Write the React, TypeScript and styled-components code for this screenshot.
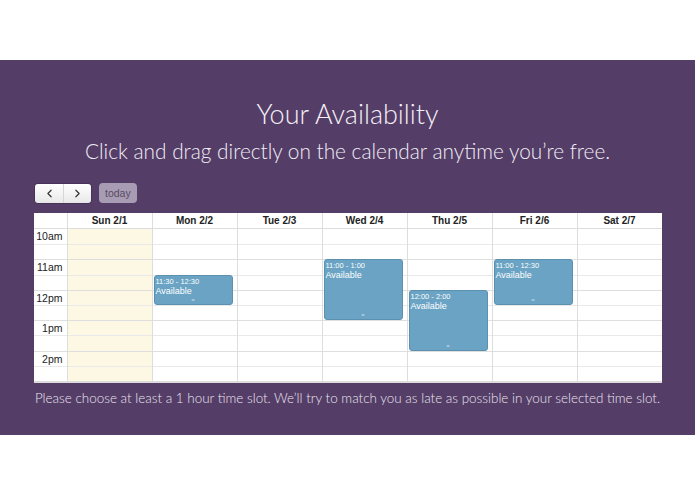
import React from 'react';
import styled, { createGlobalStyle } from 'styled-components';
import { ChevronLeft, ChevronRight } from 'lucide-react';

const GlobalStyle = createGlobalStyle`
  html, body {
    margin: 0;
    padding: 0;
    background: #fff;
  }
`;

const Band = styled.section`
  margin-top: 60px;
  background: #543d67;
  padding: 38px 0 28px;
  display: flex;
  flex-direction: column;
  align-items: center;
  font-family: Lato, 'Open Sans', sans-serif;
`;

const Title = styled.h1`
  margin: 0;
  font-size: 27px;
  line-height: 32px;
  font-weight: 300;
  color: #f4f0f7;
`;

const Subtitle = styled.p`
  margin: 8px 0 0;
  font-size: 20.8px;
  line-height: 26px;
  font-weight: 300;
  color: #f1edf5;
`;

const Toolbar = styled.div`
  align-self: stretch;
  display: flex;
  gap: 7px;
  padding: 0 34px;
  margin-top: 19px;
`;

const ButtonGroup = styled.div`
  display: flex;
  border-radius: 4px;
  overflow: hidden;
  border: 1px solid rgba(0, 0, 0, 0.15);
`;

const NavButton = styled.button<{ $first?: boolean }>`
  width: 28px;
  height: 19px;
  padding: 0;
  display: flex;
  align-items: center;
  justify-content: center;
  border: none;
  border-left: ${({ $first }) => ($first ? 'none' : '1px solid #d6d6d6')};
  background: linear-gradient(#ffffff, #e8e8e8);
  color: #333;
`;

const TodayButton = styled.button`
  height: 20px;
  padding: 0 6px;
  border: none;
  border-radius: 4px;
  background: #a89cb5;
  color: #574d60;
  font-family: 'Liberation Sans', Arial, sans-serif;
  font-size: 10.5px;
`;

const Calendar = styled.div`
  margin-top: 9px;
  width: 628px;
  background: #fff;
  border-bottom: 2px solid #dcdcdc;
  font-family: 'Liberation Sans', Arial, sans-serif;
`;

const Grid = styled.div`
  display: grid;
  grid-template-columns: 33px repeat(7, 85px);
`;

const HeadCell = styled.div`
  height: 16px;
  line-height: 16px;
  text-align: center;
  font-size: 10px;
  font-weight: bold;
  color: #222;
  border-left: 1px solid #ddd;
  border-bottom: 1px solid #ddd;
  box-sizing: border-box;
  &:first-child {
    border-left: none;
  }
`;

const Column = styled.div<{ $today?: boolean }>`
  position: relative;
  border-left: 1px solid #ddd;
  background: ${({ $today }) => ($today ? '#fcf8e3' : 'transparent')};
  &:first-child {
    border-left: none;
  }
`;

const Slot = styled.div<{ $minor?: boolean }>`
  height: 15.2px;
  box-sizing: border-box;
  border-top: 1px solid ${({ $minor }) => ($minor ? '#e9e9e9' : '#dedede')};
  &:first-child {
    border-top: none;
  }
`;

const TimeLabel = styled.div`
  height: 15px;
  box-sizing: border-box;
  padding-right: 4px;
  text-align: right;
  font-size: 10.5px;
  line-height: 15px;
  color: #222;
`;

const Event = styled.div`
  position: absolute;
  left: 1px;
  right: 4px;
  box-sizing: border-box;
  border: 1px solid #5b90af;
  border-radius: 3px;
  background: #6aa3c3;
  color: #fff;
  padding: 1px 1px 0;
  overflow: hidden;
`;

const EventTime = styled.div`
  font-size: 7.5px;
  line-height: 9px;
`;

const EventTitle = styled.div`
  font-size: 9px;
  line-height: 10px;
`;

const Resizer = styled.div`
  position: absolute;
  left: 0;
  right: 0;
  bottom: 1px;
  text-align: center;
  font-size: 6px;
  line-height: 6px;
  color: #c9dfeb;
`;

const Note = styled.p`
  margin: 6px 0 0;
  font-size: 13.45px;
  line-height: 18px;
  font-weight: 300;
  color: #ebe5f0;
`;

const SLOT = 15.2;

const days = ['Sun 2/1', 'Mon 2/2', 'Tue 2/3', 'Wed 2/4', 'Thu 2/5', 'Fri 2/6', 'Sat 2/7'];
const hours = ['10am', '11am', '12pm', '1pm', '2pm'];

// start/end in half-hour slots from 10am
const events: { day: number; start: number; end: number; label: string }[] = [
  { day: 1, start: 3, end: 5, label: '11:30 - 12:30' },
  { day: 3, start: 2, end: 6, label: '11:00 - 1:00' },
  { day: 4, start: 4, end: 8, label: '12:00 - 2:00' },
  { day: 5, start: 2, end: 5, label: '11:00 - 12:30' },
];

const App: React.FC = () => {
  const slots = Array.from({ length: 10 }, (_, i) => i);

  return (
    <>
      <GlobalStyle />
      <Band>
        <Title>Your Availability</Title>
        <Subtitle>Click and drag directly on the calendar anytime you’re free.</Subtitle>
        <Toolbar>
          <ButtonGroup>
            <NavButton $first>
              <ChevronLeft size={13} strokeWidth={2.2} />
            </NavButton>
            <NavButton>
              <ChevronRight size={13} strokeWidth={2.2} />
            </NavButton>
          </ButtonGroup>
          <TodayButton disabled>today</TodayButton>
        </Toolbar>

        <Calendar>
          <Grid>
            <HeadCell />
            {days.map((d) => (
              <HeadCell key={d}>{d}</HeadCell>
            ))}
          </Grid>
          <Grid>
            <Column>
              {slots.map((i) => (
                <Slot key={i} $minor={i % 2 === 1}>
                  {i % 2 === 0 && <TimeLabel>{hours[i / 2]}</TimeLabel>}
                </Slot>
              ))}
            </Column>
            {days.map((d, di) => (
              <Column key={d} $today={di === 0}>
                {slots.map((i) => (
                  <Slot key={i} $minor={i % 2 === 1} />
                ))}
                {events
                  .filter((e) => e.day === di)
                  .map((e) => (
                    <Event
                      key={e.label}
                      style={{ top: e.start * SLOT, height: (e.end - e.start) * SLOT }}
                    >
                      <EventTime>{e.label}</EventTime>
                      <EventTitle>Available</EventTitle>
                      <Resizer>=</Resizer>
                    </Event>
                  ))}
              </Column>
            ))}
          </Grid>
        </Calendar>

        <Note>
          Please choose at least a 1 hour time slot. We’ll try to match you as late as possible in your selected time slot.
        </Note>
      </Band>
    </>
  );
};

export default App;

• Requirement: Repeat the material above word for word, please, apart from its images.

• Exercise output:
Write the React, TypeScript and styled-components code for this screenshot.
import React from 'react';
import styled, { createGlobalStyle } from 'styled-components';
import { ChevronLeft, ChevronRight } from 'lucide-react';

const GlobalStyle = createGlobalStyle`
  html, body {
    margin: 0;
    padding: 0;
    background: #fff;
  }
`;

const Band = styled.section`
  margin-top: 60px;
  background: #543d67;
  padding: 38px 0 28px;
  display: flex;
  flex-direction: column;
  align-items: center;
  font-family: Lato, 'Open Sans', sans-serif;
`;

const Title = styled.h1`
  margin: 0;
  font-size: 27px;
  line-height: 32px;
  font-weight: 300;
  color: #f4f0f7;
`;

const Subtitle = styled.p`
  margin: 8px 0 0;
  font-size: 20.8px;
  line-height: 26px;
  font-weight: 300;
  color: #f1edf5;
`;

const Toolbar = styled.div`
  align-self: stretch;
  display: flex;
  gap: 7px;
  padding: 0 34px;
  margin-top: 19px;
`;

const ButtonGroup = styled.div`
  display: flex;
  border-radius: 4px;
  overflow: hidden;
  border: 1px solid rgba(0, 0, 0, 0.15);
`;

const NavButton = styled.button<{ $first?: boolean }>`
  width: 28px;
  height: 19px;
  padding: 0;
  display: flex;
  align-items: center;
  justify-content: center;
  border: none;
  border-left: ${({ $first }) => ($first ? 'none' : '1px solid #d6d6d6')};
  background: linear-gradient(#ffffff, #e8e8e8);
  color: #333;
`;

const TodayButton = styled.button`
  height: 20px;
  padding: 0 6px;
  border: none;
  border-radius: 4px;
  background: #a89cb5;
  color: #574d60;
  font-family: 'Liberation Sans', Arial, sans-serif;
  font-size: 10.5px;
`;

const Calendar = styled.div`
  margin-top: 9px;
  width: 628px;
  background: #fff;
  border-bottom: 2px solid #dcdcdc;
  font-family: 'Liberation Sans', Arial, sans-serif;
`;

const Grid = styled.div`
  display: grid;
  grid-template-columns: 33px repeat(7, 85px);
`;

const HeadCell = styled.div`
  height: 16px;
  line-height: 16px;
  text-align: center;
  font-size: 10px;
  font-weight: bold;
  color: #222;
  border-left: 1px solid #ddd;
  border-bottom: 1px solid #ddd;
  box-sizing: border-box;
  &:first-child {
    border-left: none;
  }
`;

const Column = styled.div<{ $today?: boolean }>`
  position: relative;
  border-left: 1px solid #ddd;
  background: ${({ $today }) => ($today ? '#fcf8e3' : 'transparent')};
  &:first-child {
    border-left: none;
  }
`;

const Slot = styled.div<{ $minor?: boolean }>`
  height: 15.2px;
  box-sizing: border-box;
  border-top: 1px solid ${({ $minor }) => ($minor ? '#e9e9e9' : '#dedede')};
  &:first-child {
    border-top: none;
  }
`;

const TimeLabel = styled.div`
  height: 15px;
  box-sizing: border-box;
  padding-right: 4px;
  text-align: right;
  font-size: 10.5px;
  line-height: 15px;
  color: #222;
`;

const Event = styled.div`
  position: absolute;
  left: 1px;
  right: 4px;
  box-sizing: border-box;
  border: 1px solid #5b90af;
  border-radius: 3px;
  background: #6aa3c3;
  color: #fff;
  padding: 1px 1px 0;
  overflow: hidden;
`;

const EventTime = styled.div`
  font-size: 7.5px;
  line-height: 9px;
`;

const EventTitle = styled.div`
  font-size: 9px;
  line-height: 10px;
`;

const Resizer = styled.div`
  position: absolute;
  left: 0;
  right: 0;
  bottom: 1px;
  text-align: center;
  font-size: 6px;
  line-height: 6px;
  color: #c9dfeb;
`;

const Note = styled.p`
  margin: 6px 0 0;
  font-size: 13.45px;
  line-height: 18px;
  font-weight: 300;
  color: #ebe5f0;
`;

const SLOT = 15.2;

const days = ['Sun 2/1', 'Mon 2/2', 'Tue 2/3', 'Wed 2/4', 'Thu 2/5', 'Fri 2/6', 'Sat 2/7'];
const hours = ['10am', '11am', '12pm', '1pm', '2pm'];

// start/end in half-hour slots from 10am
const events: { day: number; start: number; end: number; label: string }[] = [
  { day: 1, start: 3, end: 5, label: '11:30 - 12:30' },
  { day: 3, start: 2, end: 6, label: '11:00 - 1:00' },
  { day: 4, start: 4, end: 8, label: '12:00 - 2:00' },
  { day: 5, start: 2, end: 5, label: '11:00 - 12:30' },
];

const App: React.FC = () => {
  const slots = Array.from({ length: 10 }, (_, i) => i);

  return (
    <>
      <GlobalStyle />
      <Band>
        <Title>Your Availability</Title>
        <Subtitle>Click and drag directly on the calendar anytime you’re free.</Subtitle>
        <Toolbar>
          <ButtonGroup>
            <NavButton $first>
              <ChevronLeft size={13} strokeWidth={2.2} />
            </NavButton>
            <NavButton>
              <ChevronRight size={13} strokeWidth={2.2} />
            </NavButton>
          </ButtonGroup>
          <TodayButton disabled>today</TodayButton>
        </Toolbar>

        <Calendar>
          <Grid>
            <HeadCell />
            {days.map((d) => (
              <HeadCell key={d}>{d}</HeadCell>
            ))}
          </Grid>
          <Grid>
            <Column>
              {slots.map((i) => (
                <Slot key={i} $minor={i % 2 === 1}>
                  {i % 2 === 0 && <TimeLabel>{hours[i / 2]}</TimeLabel>}
                </Slot>
              ))}
            </Column>
            {days.map((d, di) => (
              <Column key={d} $today={di === 0}>
                {slots.map((i) => (
                  <Slot key={i} $minor={i % 2 === 1} />
                ))}
                {events
                  .filter((e) => e.day === di)
                  .map((e) => (
                    <Event
                      key={e.label}
                      style={{ top: e.start * SLOT, height: (e.end - e.start) * SLOT }}
                    >
                      <EventTime>{e.label}</EventTime>
                      <EventTitle>Available</EventTitle>
                      <Resizer>=</Resizer>
                    </Event>
                  ))}
              </Column>
            ))}
          </Grid>
        </Calendar>

        <Note>
          Please choose at least a 1 hour time slot. We’ll try to match you as late as possible in your selected time slot.
        </Note>
      </Band>
    </>
  );
};

export default App;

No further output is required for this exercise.